More generally, authentication, voice processing, database, jobs, files, error handling, and external services, were the key areas covered while integrating the project's testing structure.
Coverage Overview (for D3):
- Total Test Cases: 512
- Pass Rate: 96.9% (496 passed, 16 skipped)
- Coverage: 85% overall (8985/10,326 lines)
- High-Coverage Models: database models, authentication logic, embedding services, error handling
- Low-Coverage Models: voice clone APIs, modal integration
Tools Used:
pytestpytest-covfor coverage reporting- SQLite for isolated test databases
psutilfor performance and resource monitoring
Voxify was not initially planned to have a frontend, and tests were not as rigorous as our backend API.
A global test setup is defined in frontend/src/setupTests.js to ensure compatability with the React environment. Tests live alongside components using the .test.js extension.
For D3, frontend test coverage reached 42% line coverage in 250 tests. For D4, there are plans to achieve at least 50% coverage.
Testing Setup Inclusions:
@testing-library/jest-domfor extended matchers like.toBeInTheDocument().- Mocks for browser APIs unavailable in Jest by default:
ResizeObserverIntersectionObservermatchMedialocalStorageURL.createObjectURLHTMLAudioElement
- Global
fetchandalertmocks. - Suppressess
console.errornoise during test runs.
Linting and formatting checks are done automatically whenever a push is made onto a GitHub branch. The following are checked:
- Backend - Black, Flake8
- Frontend - ESLint, Prettier
Running Lint Checks:
make lint # For both frontend and backend
make reformat # Reformats the code for linting
Dependencies for the backend are managed in the requirements.txt and requirements-dev.txt. To update packages:
pip list --outdated
pip install --upgrade <package>
Frontend dependencies are managed via npm. To check and update:
npm outdated
npm update
Whenever code or dependencies are changed, be sure to end/down all services using make down and rebuild using make build.
You can also clear stale volumes or containers using docker system prune -a --volumes, but note that this will stop all containers and unused volumes/images.
Container logs can be checked using make logs and a shell for the backend container is opened through make shell. The backend health endpoint is at http://localhost:8000/health.
Periodically prune unused Docker resources and remove deprecated components and dead code. Also keep documentation and comments up-to-date when updating APIs or architecture.
Dependabot (via GitHub) and linting will typically check for many of these dependency and security-related issues that come with deprecated packages and libraries.
GitHub Projects and GitHub Issues are used to plan, track, and manage our development tasks, and the project boards will serve as the central hub for any work-related activities.
Progress is checked and tasks are assigned each week during our weekly standups with our partner. Status of the project is also updated regularly and during the sync meetings.
- Sprints - We are operating on a 1-week sprint-based development, where each member is assigned a task to complete for that week.
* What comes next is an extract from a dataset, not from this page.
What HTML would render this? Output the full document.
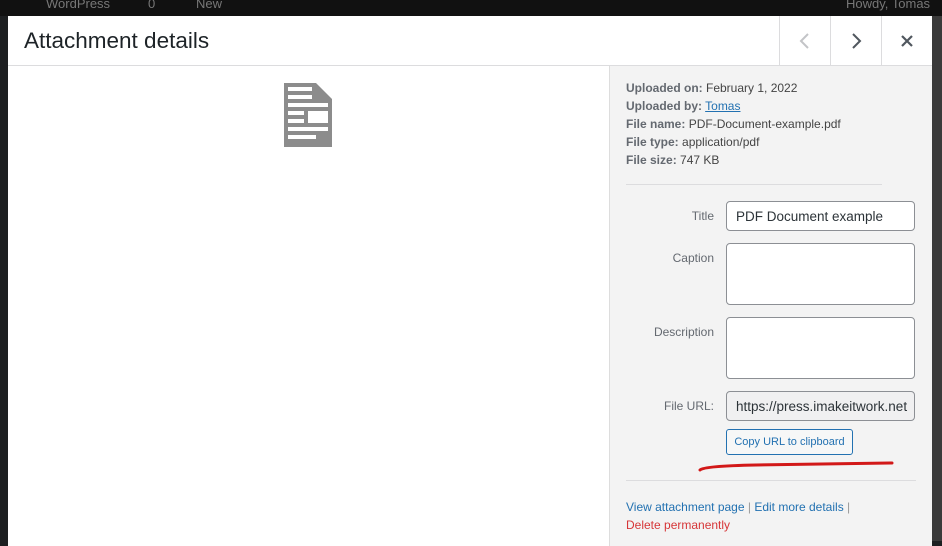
<!DOCTYPE html>
<html><head><style>
*{margin:0;padding:0;box-sizing:border-box}
body{width:942px;height:541px;overflow:hidden;background:#1d1f21;font-family:"Liberation Sans",sans-serif;position:relative}
.a{position:absolute}
.bar{left:0;top:0;width:942px;height:16px;background:#111;color:#777;font-size:13px}
.modal{left:8px;top:16px;width:924px;height:530px;background:#fff}
.side{left:601px;top:50px;width:323px;height:480px;background:#f3f3f3;border-left:1px solid #ddd}
.meta{font-size:12px;color:#444;line-height:18px}
.meta b{color:#646970;font-weight:bold}
.lbl{font-size:12px;color:#646970;text-align:right;width:90px}
.inp{background:#fff;border:1px solid #8c8f94;border-radius:4px}
</style></head><body>
<div class="a bar"><span class="a" style="left:46px;top:-4px">WordPress</span><span class="a" style="left:148px;top:-4px">0</span><span class="a" style="left:196px;top:-4px">New</span><span class="a" style="left:846px;top:-4px">Howdy, Tomas</span></div>
<div class="a" style="left:932px;top:16px;width:10px;height:525px;background:#3a3a3a"></div>
<div class="a modal">
 <div class="a" style="left:16px;top:12px;font-size:22.5px;color:#1d2327">Attachment details</div>
 <div class="a" style="left:0;top:49px;width:924px;height:1px;background:#dcdcde"></div>
 <div class="a" style="left:771px;top:0;width:1px;height:50px;background:#dcdcde"></div>
 <div class="a" style="left:822px;top:0;width:1px;height:50px;background:#dcdcde"></div>
 <div class="a" style="left:873px;top:0;width:1px;height:50px;background:#dcdcde"></div>
 <svg class="a" style="left:790px;top:17px" width="14" height="16"><path d="M10 1L3 8l7 7" stroke="#c3c4c7" stroke-width="2" fill="none"/></svg>
 <svg class="a" style="left:841px;top:17px" width="14" height="16"><path d="M4 1l7 7-7 7" stroke="#50575e" stroke-width="2" fill="none"/></svg>
 <svg class="a" style="left:892px;top:18px" width="14" height="14"><path d="M2 2l10 10M12 2L2 12" stroke="#50575e" stroke-width="2.2"/></svg>
 <svg class="a" style="left:276px;top:67px" width="49" height="64"><path d="M0 0h32l16 16v48H0z" fill="#8c8c8c"/><g fill="#fff"><rect x="4" y="4" width="24" height="4"/><rect x="4" y="12" width="24" height="4"/><rect x="4" y="20" width="40" height="4"/><rect x="4" y="28" width="16" height="4"/><rect x="24" y="28" width="20" height="12"/><rect x="4" y="36" width="16" height="4"/><rect x="4" y="44" width="40" height="4"/><rect x="4" y="52" width="28" height="4"/></g></svg>
 <div class="a side">
  <div class="a meta" style="left:16px;top:13px"><b>Uploaded on:</b> February 1, 2022<br><b>Uploaded by:</b> <span style="color:#2271b1;text-decoration:underline">Tomas</span><br><b>File name:</b> PDF-Document-example.pdf<br><b>File type:</b> application/pdf<br><b>File size:</b> 747 KB</div>
  <div class="a" style="left:16px;top:118px;width:256px;height:1px;background:#dcdcde"></div>
  <div class="a lbl" style="left:14px;top:143px">Title</div>
  <div class="a inp" style="left:116px;top:135px;width:189px;height:30px;font-size:13.5px;color:#2c3338;padding:7px 9px">PDF Document example</div>
  <div class="a lbl" style="left:14px;top:185px">Caption</div>
  <div class="a inp" style="left:116px;top:177px;width:189px;height:62px"></div>
  <div class="a lbl" style="left:14px;top:259px">Description</div>
  <div class="a inp" style="left:116px;top:251px;width:189px;height:62px"></div>
  <div class="a lbl" style="left:14px;top:333px">File URL:</div>
  <div class="a inp" style="left:116px;top:325px;width:189px;height:30px;background:#f0f0f1;font-size:13.5px;color:#2c3338;padding:7px 9px;white-space:nowrap;overflow:hidden">https://press.imakeitwork.net</div>
  <div class="a" style="left:116px;top:363px;width:127px;height:26px;border:1px solid #2271b1;border-radius:3px;background:#f6f7f7;color:#2271b1;font-size:11px;text-align:center;line-height:24px">Copy URL to clipboard</div>
  <svg class="a" style="left:86px;top:392px" width="200" height="16"><path d="M4 12 Q8 8 60 7 L196 5" stroke="#d21818" stroke-width="3" fill="none" stroke-linecap="round"/></svg>
  <div class="a" style="left:16px;top:414px;width:290px;height:1px;background:#dcdcde"></div>
  <div class="a" style="left:16px;top:432px;font-size:12px;line-height:18px;color:#2271b1">View attachment page <span style="color:#999">|</span> Edit more details <span style="color:#999">|</span><br><span style="color:#d63638">Delete permanently</span></div>
 </div>
</div>
</body></html>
New tasks are added based on our goals and requirements for upcoming milestones, and they may carryover from previous sprints depending on the progress made.
- Tasks & Issues - Each task is created as a GitHub issue and is linked to the project board. We assign each task to the member and include the necessary milestones and labels to it. Any development-related tasks also get linked to a new branch beginning with
pr/[ISSUE]. - Labels - All tasks are labelled based on different types, as a feature, bug, enhcancement, or documentation, as well as a start-to-end date to ensure that all members understand what is being worked on.
- Project boards - Columns are divided as "To Do", "In Progress", "Done", where each task gets moved along to reflect current progress. There is also a "Backburner" column for any features that may be considered later on in development but are not a priority.
- Automation - GitHub automation is used using CI/CD workflows, ensuring that all issues and pull requests can be synced with the board status and do not have any problems before being pushed to the main branch.
Mehdi Zeinali
Engineer of Computer Vision, Network Security and Embedded Solutions
☎️️: 778-952-3223
Academic Evaluation License Agreement
Copyright (c) 2025 Majick
This license governs the use of the software product named "Voxify" (the "Software") developed by Majick and Mehdi Zeinali for academic purposes as part of the CSC301 course.
-
Grant of License - You are hereby granted a limited, non-exclusive, non-transferable, revocable license to use the Software solely for the purpose of academic evaluation and coursework related to CSC301.
-
Restrictions - You may not: (a) Use the Software for any commercial purpose; (b) Modify, reverse engineer, decompile, disassemble, or create derivative works based on the Software; (c) Distribute, sublicense, rent, lease, or transfer the Software or any portion thereof to any third party; (d) Use the Software beyond the scope of CSC301 coursework without prior written permission from the Majick team.
-
Ownership - All intellectual property rights in and to the Software remain the sole property of Maijck. This license does not convey any ownership rights to you.
-
Term - This license is effective from the date of access and shall automatically terminate upon conclusion of the CSC301 course, or earlier if you fail to comply with any of the terms. Upon termination, you must cease all use of the Software and destroy any copies in your possession.
-
Disclaimer of Warranty - The Software is provided "as is" without warranty of any kind, express or implied. Majick will make no warranties, including but not limited to the implied warranties of merchantability or fitness for a particular purpose.
-
Limitation of Liability - In no event shall Majick be liable for any damages arising from the use or inability to use the Software, including but not limited to incidental, consequential, or special damages.
By using the Software, you agree to the terms of this license.